Wednesday, February 4, 2009

Snow

It’s snowing today and I’m going to have to shovel the sidewalk. Snow makes me think of Dad. For most of my life, Dad shoveled the sidewalks of our houses, even though he has always lived in Manhattan and had to travel to Brooklyn to shovel. I would “help” with my little shovel, but he did most of the work.

Once, a snow drift blew up against the front door of our house and we couldn’t open the front door until Dad came and shoveled us out. Another time Dad took me out to play on a day when the snow banks were well over my head and the whole world was endlessly white. And I remember how mad he got when that rare treasure of kids and teachers, a snow day, happened while he was on sabbatical, sitting on a beach in Honduras.

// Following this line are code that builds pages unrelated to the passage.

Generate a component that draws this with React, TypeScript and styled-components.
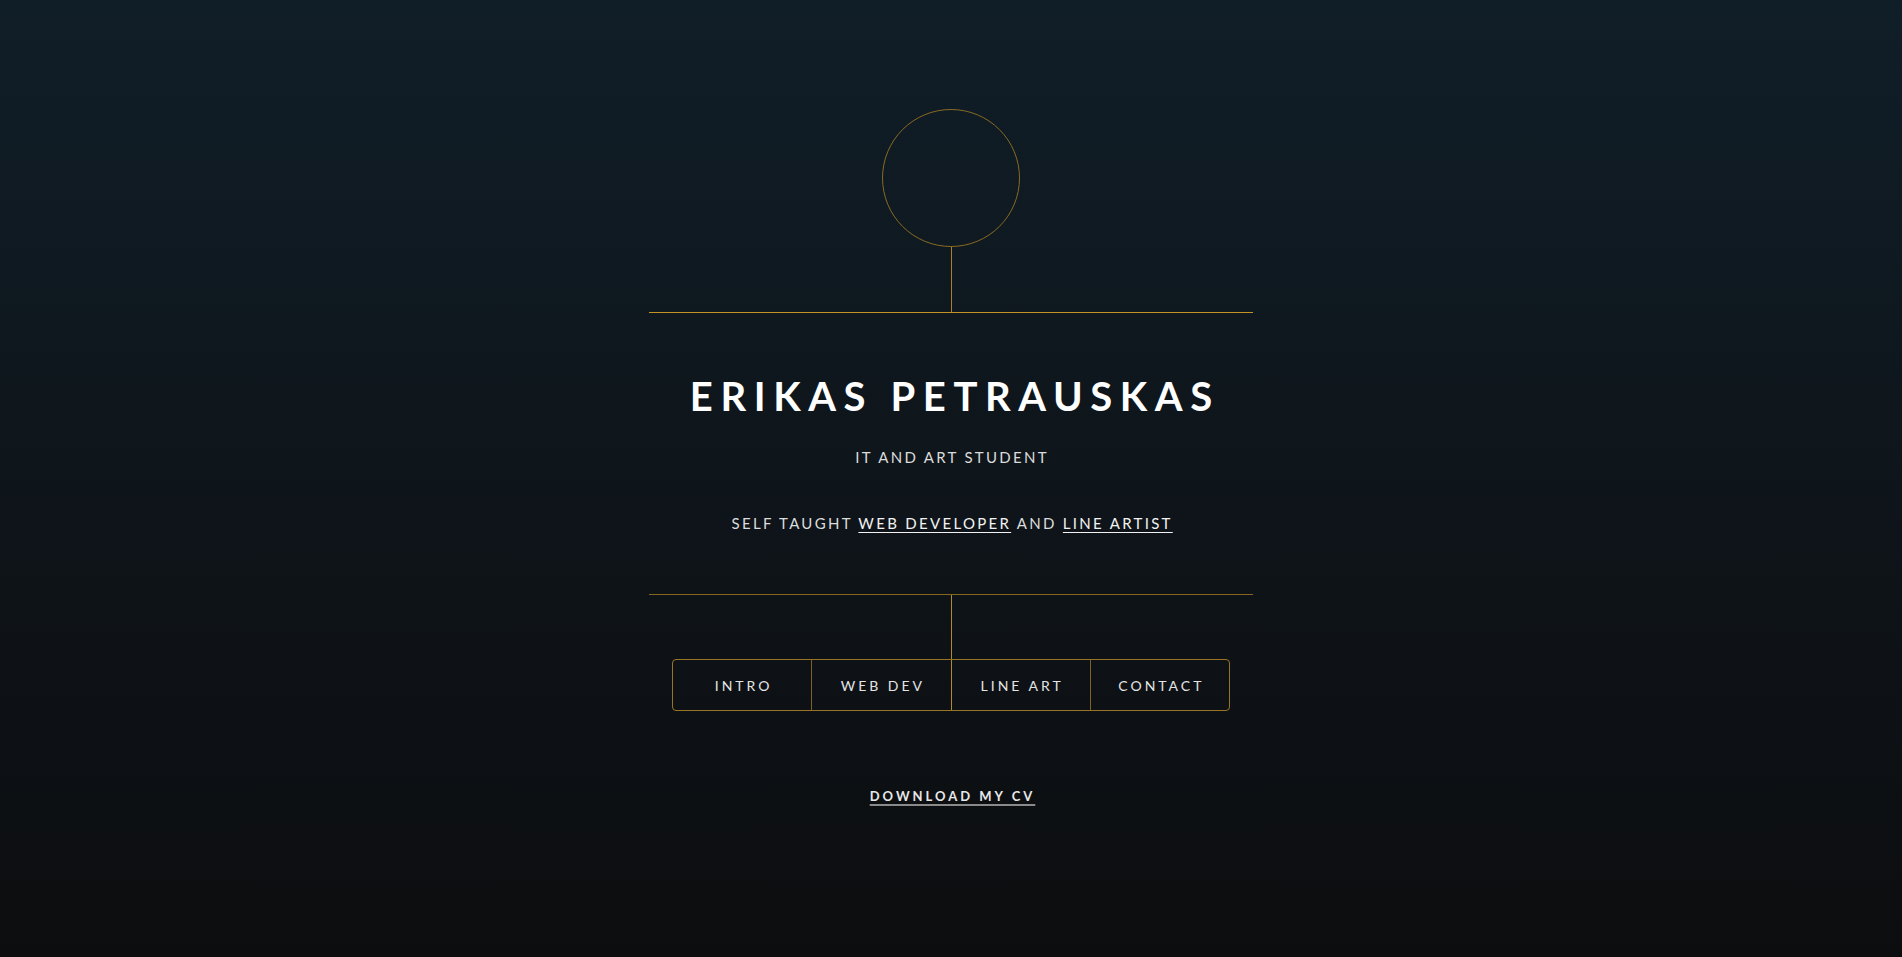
import React from 'react';
import styled, { createGlobalStyle } from 'styled-components';

const GlobalStyle = createGlobalStyle`
  html, body {
    margin: 0;
    padding: 0;
    height: 100%;
  }
  body {
    background: linear-gradient(to bottom, #101e28 0%, #0e1419 55%, #0c0d0f 100%);
    font-family: Lato, 'Liberation Sans', sans-serif;
    color: #fff;
  }
`;

const Page = styled.main`
  min-height: 957px;
  display: flex;
  flex-direction: column;
  align-items: center;
  padding-top: 109px;
  box-sizing: border-box;
`;

const Avatar = styled.div`
  width: 138px;
  height: 138px;
  border-radius: 50%;
  border: 1px solid #8a6a22;
  box-sizing: border-box;
`;

const Stem = styled.div<{ $h: number; $color?: string }>`
  width: 1px;
  height: ${p => p.$h}px;
  background: ${p => p.$color || '#a8822a'};
`;

const Rule = styled.div<{ $color: string; $thick?: number }>`
  width: 604px;
  height: ${p => p.$thick || 1}px;
  background: ${p => p.$color};
`;

const Name = styled.h1`
  margin: 59px 0 0;
  font-size: 40px;
  line-height: 48px;
  font-weight: 700;
  letter-spacing: 7.6px;
  padding-left: 7.6px;
  color: #fff;
`;

const Subtitle = styled.p`
  margin: 28px 0 0;
  font-size: 15px;
  line-height: 18px;
  letter-spacing: 2.3px;
  padding-left: 2.3px;
  color: #dcdcdc;
`;

const Tagline = styled.p`
  margin: 48px 0 62px;
  font-size: 15px;
  line-height: 18px;
  letter-spacing: 2.3px;
  padding-left: 2.3px;
  color: #dcdcdc;
`;

const TagLink = styled.a`
  color: #f2f2f2;
  text-decoration: underline;
  text-underline-offset: 3px;
  text-decoration-thickness: 1px;
`;

const Nav = styled.nav`
  display: flex;
  width: 558px;
  height: 52px;
  box-sizing: border-box;
  border: 1px solid #9a7425;
  border-radius: 4px;
`;

const NavItem = styled.a<{ $divider?: 'dim' | 'bright' }>`
  flex: 1;
  display: flex;
  align-items: center;
  justify-content: center;
  font-size: 14px;
  letter-spacing: 3px;
  padding-left: 3px;
  color: #e4e4e4;
  text-decoration: none;
  border-left: ${p =>
    p.$divider === 'bright'
      ? '1px solid #b18a2c'
      : p.$divider === 'dim'
      ? '1px solid #7f6222'
      : 'none'};
`;

const Download = styled.a`
  margin-top: 77px;
  font-size: 13px;
  line-height: 16px;
  font-weight: 700;
  letter-spacing: 3px;
  padding-left: 3px;
  color: #e8e8e8;
  text-decoration: underline;
  text-decoration-color: #8a8a8a;
  text-decoration-thickness: 2px;
  text-underline-offset: 3px;
`;

export default function App() {
  return (
    <>
      <GlobalStyle />
      <Page>
        <Avatar />
        <Stem $h={65} />
        <Rule $color="#c49322" />
        <Name>ERIKAS PETRAUSKAS</Name>
        <Subtitle>IT AND ART STUDENT</Subtitle>
        <Tagline>
          SELF TAUGHT <TagLink href="#">WEB DEVELOPER</TagLink> AND{' '}
          <TagLink href="#">LINE ARTIST</TagLink>
        </Tagline>
        <Rule $color="#85661f" $thick={1} />
        <Stem $h={64} $color="#b38a2b" />
        <Nav>
          <NavItem href="#">INTRO</NavItem>
          <NavItem href="#" $divider="dim">WEB DEV</NavItem>
          <NavItem href="#" $divider="bright">LINE ART</NavItem>
          <NavItem href="#" $divider="dim">CONTACT</NavItem>
        </Nav>
        <Download href="#">DOWNLOAD MY CV</Download>
      </Page>
    </>
  );
}
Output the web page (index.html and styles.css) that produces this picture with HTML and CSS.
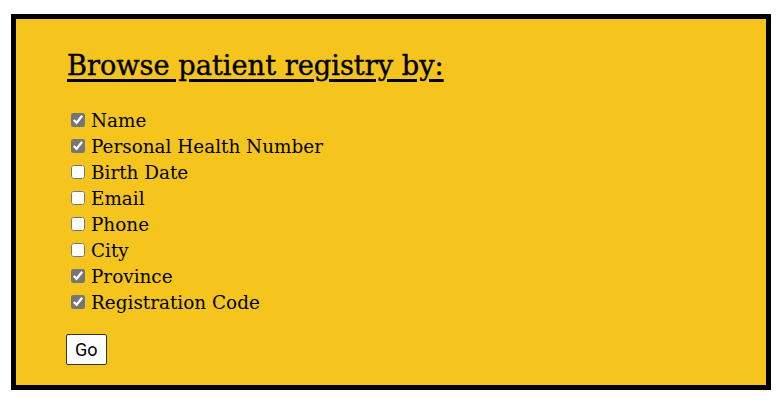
FILE: index.html
```html
<!DOCTYPE html>
<html>
<head>
<meta charset="utf-8">
<link rel="stylesheet" href="styles.css">
</head>
<body>
<div class="panel">
  <h2 class="title">Browse patient registry by:</h2>
  <form class="fields">
    <label class="row"><input type="checkbox" checked><span>Name</span></label>
    <label class="row"><input type="checkbox" checked><span>Personal Health Number</span></label>
    <label class="row"><input type="checkbox"><span>Birth Date</span></label>
    <label class="row"><input type="checkbox"><span>Email</span></label>
    <label class="row"><input type="checkbox"><span>Phone</span></label>
    <label class="row"><input type="checkbox"><span>City</span></label>
    <label class="row"><input type="checkbox" checked><span>Province</span></label>
    <label class="row"><input type="checkbox" checked><span>Registration Code</span></label>
    <div class="actions"><button type="button" class="go">Go</button></div>
  </form>
</div>
</body>
</html>
```
FILE: styles.css
```css
html, body {
  margin: 0;
  padding: 0;
  background: #fff;
}
body {
  padding: 14px 12px 14px 11px;
}
.panel {
  width: 760px;
  height: 376px;
  box-sizing: border-box;
  border: 5px solid #000;
  background: #f5c51d;
  padding: 27px 50px 0 50px;
  font-family: "DejaVu Serif", serif;
  color: #000;
}
.title {
  margin: 0 0 0 1px;
  font-size: 27.2px;
  font-weight: normal;
  -webkit-text-stroke: 0.4px #000;
  text-decoration: underline;
  text-decoration-thickness: 3px;
  text-underline-offset: 4px;
  line-height: 40px;
}
.fields {
  display: flex;
  flex-direction: column;
  margin-top: 21px;
}
.row {
  display: flex;
  align-items: center;
  height: 26px;
  font-size: 18.4px;
}
.row input {
  margin: 0 6px 0 5px;
  width: 14px;
  height: 14px;
  accent-color: #767676;
}
.actions {
  margin-top: 19px;
}
.go {
  font-family: "Roboto", sans-serif;
  font-size: 18px;
  padding: 4px 8px;
  background: #fff;
  border: 1px solid #333;
  border-radius: 2px;
  color: #000;
}
```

My snowiest memory of Dad is of a trip we took to Gloucester when I was about 7. It was a school vacation during the winter, and Dad took me and my best friend, Georgia, on the train. It was snowing the whole way up, and by the time we switched to the commuter rail in Boston – the train with the big purple stripe – it was really heavy. On the way to Gloucester, a tree blew over, blocking the tracks.

From years of roaming the woods around Gloucester, Dad knew where we were, and knew a route through the woods onto our property that would have brought us through our woodlot to the back of our house. But the conductor wasn’t about to let Dad off the train with two little girls in a blizzard. A group of men got off the train and rolled the tree off the tracks.

When we got to Gloucester, we were stuck with no way to get to the house. The only thing open was an old fisherman’s bar across from the train tracks. Holding Georgia’s hand, Dad headed for the bar with me trying to follow right behind, but my mother had dressed me in a waterproof poncho that kept blowing up and covering my face. Somehow we all made it to the bar. I had never been in a bar and didn’t really know what it was, but it was warm and there were lots of the happiest adults I had ever seen and they were all singing. A bartender fished out a couple of dusty packets of hot chocolate for us to drink while he and Dad discussed what to do.

Eventually, the Gloucester police, with their snow chains and four-wheel drive, came and gave us a ride – my first time in a police car!